:: EXCERPTED RECORDS ::

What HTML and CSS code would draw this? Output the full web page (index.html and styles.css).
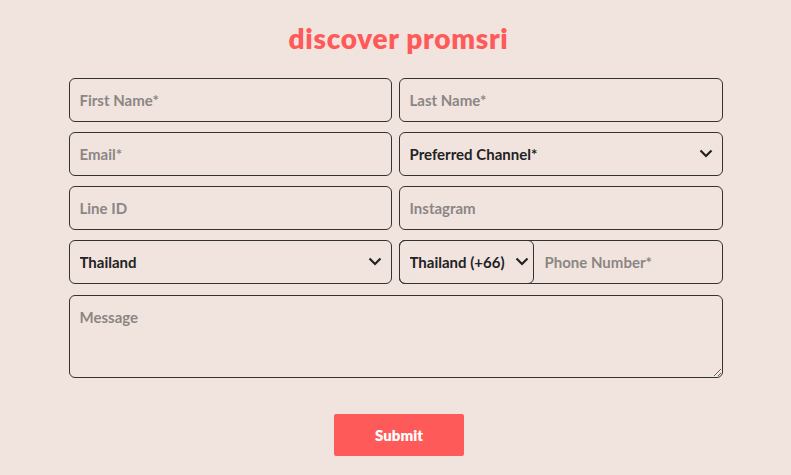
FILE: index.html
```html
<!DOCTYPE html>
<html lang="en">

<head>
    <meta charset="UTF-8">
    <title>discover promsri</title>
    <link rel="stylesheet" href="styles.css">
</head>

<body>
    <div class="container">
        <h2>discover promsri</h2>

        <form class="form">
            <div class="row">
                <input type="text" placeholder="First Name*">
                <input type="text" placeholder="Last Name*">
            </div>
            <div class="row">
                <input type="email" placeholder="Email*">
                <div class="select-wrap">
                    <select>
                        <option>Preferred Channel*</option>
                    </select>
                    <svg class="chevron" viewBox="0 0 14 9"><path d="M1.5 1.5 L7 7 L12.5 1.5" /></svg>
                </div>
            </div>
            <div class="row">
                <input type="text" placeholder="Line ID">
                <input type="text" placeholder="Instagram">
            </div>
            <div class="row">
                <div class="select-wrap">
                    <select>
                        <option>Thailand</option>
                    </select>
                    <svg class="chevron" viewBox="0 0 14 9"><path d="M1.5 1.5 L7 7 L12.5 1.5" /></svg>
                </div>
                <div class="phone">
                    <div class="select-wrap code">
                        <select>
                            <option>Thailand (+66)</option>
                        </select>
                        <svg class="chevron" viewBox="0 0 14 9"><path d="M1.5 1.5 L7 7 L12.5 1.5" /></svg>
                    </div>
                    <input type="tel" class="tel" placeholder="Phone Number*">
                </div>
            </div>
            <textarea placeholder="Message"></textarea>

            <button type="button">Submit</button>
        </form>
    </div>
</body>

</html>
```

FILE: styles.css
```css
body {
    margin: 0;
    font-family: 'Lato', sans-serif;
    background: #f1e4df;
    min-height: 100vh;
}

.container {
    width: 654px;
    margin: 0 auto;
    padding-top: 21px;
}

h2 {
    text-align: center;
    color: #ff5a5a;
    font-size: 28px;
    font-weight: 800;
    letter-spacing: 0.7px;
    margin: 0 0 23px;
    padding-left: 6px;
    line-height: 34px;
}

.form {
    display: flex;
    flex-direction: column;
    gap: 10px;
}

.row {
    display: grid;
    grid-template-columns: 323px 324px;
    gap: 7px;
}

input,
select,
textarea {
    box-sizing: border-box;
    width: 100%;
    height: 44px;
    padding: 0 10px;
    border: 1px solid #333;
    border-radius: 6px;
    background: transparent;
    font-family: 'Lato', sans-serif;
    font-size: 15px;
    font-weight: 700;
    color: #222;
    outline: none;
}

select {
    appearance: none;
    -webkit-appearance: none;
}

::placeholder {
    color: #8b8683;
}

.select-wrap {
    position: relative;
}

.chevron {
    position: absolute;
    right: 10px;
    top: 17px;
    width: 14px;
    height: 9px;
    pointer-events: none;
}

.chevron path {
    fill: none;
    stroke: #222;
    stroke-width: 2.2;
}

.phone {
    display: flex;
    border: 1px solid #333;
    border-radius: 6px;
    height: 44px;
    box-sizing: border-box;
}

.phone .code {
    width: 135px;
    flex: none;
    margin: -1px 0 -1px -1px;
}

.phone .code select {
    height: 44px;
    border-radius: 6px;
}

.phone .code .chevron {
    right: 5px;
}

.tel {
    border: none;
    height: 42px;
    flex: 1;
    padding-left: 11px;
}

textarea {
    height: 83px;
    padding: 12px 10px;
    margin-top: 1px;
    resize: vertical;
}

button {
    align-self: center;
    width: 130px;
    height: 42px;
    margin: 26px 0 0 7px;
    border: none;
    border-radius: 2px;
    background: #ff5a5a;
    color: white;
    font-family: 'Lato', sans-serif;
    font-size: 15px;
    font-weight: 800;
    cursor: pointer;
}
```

* * *

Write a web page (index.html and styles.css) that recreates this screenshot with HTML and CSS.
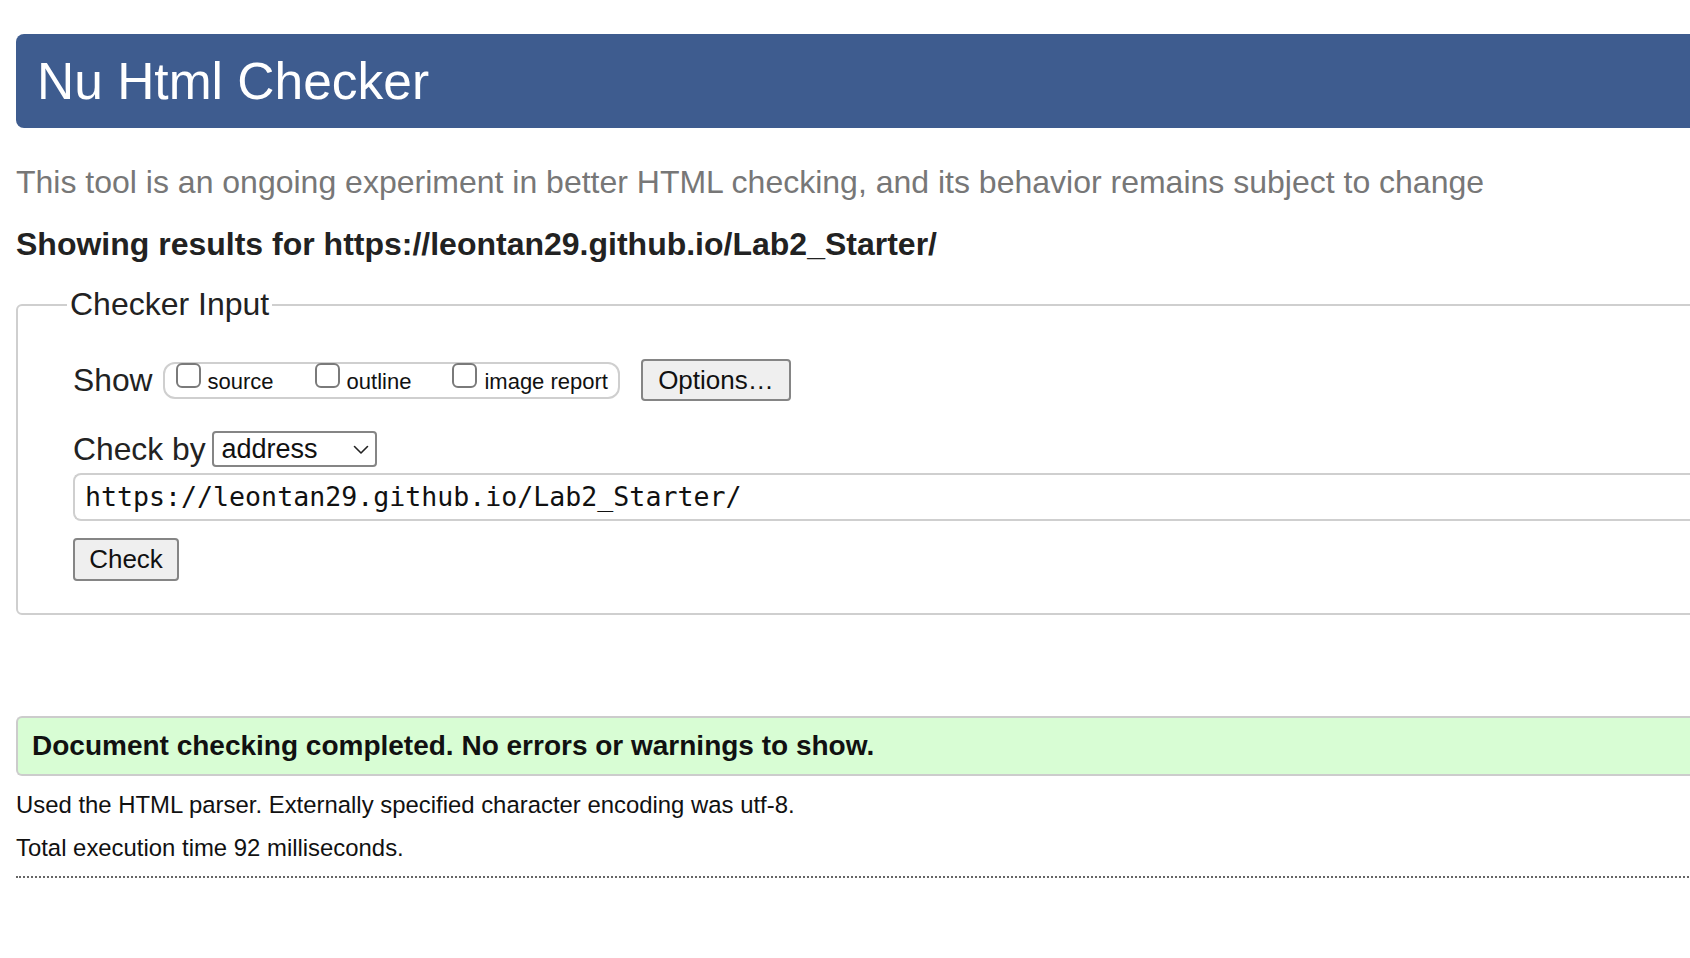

:: DO THIS ::
List every line in the records above that contains the word "styles".

:: TASK SOLUTION ::
What HTML and CSS code would draw this? Output the full web page (index.html and styles.css).
    <link rel="stylesheet" href="styles.css">
FILE: styles.css
Write a web page (index.html and styles.css) that recreates this screenshot with HTML and CSS.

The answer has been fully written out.